Relembrando esse fato divertido, não obviamente para o seu personagem principal, recordo-me da história do Wantring. Certa feita, o dito senhor, morador de Santa Tereza, no caminho de Rio do Sul, foi até essa cidade para fechar as contas da safra de fumo. Feitos os devidos cálculos, recebido o que lhe era devido, saiu da Companhia Souza Cruz, com uma razoável importância em dinheiro no bolso, resultado de toda a feria de um ano de duro trabalho nas estufas e roças. Mal saíra, já com planos diversos de como gastar o dinheiro,foi abordado por um senhor apessoado e bem vestido, mostrando-se ansioso, que lhe perguntou se saberia de alguém que estivesse interessado na compra de uma máquina de fazer dinheiro.
Tomado de surpresa, comentou que isso não existia, mas o desconhecido lhe afirmou categoricamente que tinha uma, mas como iria sair em viagem, não poderia levá-la junto, já que tal atividade, obviamente era clandestina e ilegal. Estaria disposto a vendê-la por uma módica soma. O Sr. Wantring, tomado pela ambição, mencionou que gostaria de ver a máquina, e assim foi levado até um lugar escondido, onde o "industrial" lhe mostrou a maquininha. Coisa maluca ... Colocava-se um papelzinho do tamanho de uma nota de dinheiro, em uma abertura da máquina, movia-se a manivela, e o "milagre" acontecia: do outro lado saia uma notinha novinha de sei lá, 500 mil reis, ou o que fosse na época.
O dono da máquina por duas ou três vezes repetiu a façanha, e de cada vez a geringonça fazia surgir, pela abertura adequada, nova "pelega", estalando de nova, tinta brilhando. Movido pela curiosidade e ambição, quis o Sr. Wantring, ele mesmo, acionar a máquina no que foi prontamente atendido. Moveu a manivela, e nova notinha de 500 mil réis …
Olhos deslumbrados, perguntou o preço e ficou bastante surpreso que o custo cabia perfeitamente em seu orçamento ... Era exatamente o valor que havia acabado de receber pelo ano inteiro de labuta no plantio, colheita e secagem do fumo.

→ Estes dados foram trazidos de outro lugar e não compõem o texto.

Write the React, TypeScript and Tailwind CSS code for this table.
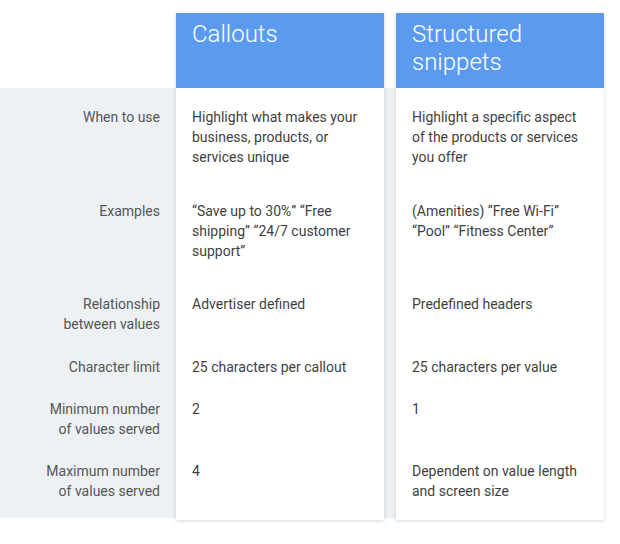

Comprou a máquina, mas com a advertência de cuidados para que nenhum estranho soubesse que era proprietário de tal maravilha, e só fazê-la funcionar em casa, para evitar problemas com a polícia. Voltou a casa sorrindo, imaginando já como coisas do passado, as estufas, as enxadas e o trabalho árduo de agricultor, e deleitando-se com projetos de aquisições sem fim, pois a maquininha era mesmo fantástica.
Chegando ao lar, convocou mulher e filhos e deu-lhes a grata notícia: aqui nesta casa, ninguém mais vai precisar trabalhar de hoje em diante. Tirou do saco a máquina de dinheiro, pô-la sobre a mesa, e depois de dizer aos boquiabertos familiares, do que se tratava, colocou um papelzinho na entrada da máquina e girou com solenidade a manivela ... e eis que sai uma nota novinha de 500 do outro lado, para espanto e alegria de todos.
Novo papelzinho e novo giro na manivela e eis o espanto... o papelzinho sai em branco... Talvez faltasse tinta...
Como se tratava de um aparelho fácil de abrir, fê-lo, descobrindo que nada havia no interior que pudesse pintar um papel transformando em dinheiro.
Apavorado, teve como primeira idéia, chamar a polícia, do que foi prontamente dissuadido pelos circunstantes, já que ter uma máquina de fazer dinheiro em casa, era uma coisa altamente suspeita e ilegal. Afinal, ele não era a Casa da Moeda. Convicto que de boca fechada devia absorver em segredo o incrível prejuízo - um ano de safra de fumo, - não sem grandes dores e desapontamentos, tomou da máquina famigerada e lançou-a num poço do rio Itajaí do Sul.
O assunto veio ao conhecimento da cidade, obviamente algum dos garotos da família não soubera guardar o segredo, e assim, todos conheciam a aventura, a ponto de sempre que as finanças andavam meio apertadas, dizerem gracejando: - Sou obrigado a pegar a tarrafa e dar umas tarrafadas no poço lá em Santa Tereza, prá ver se consigo apanhar a máquina do Wantring. É a única forma de me safar …
Transcrição na íntegra:
Dr. Fernando Böing em “Homenagem a Ituporanga”, organizado por Nilson José Boeing, editora Nova Letra, 2012, pág. 62-64.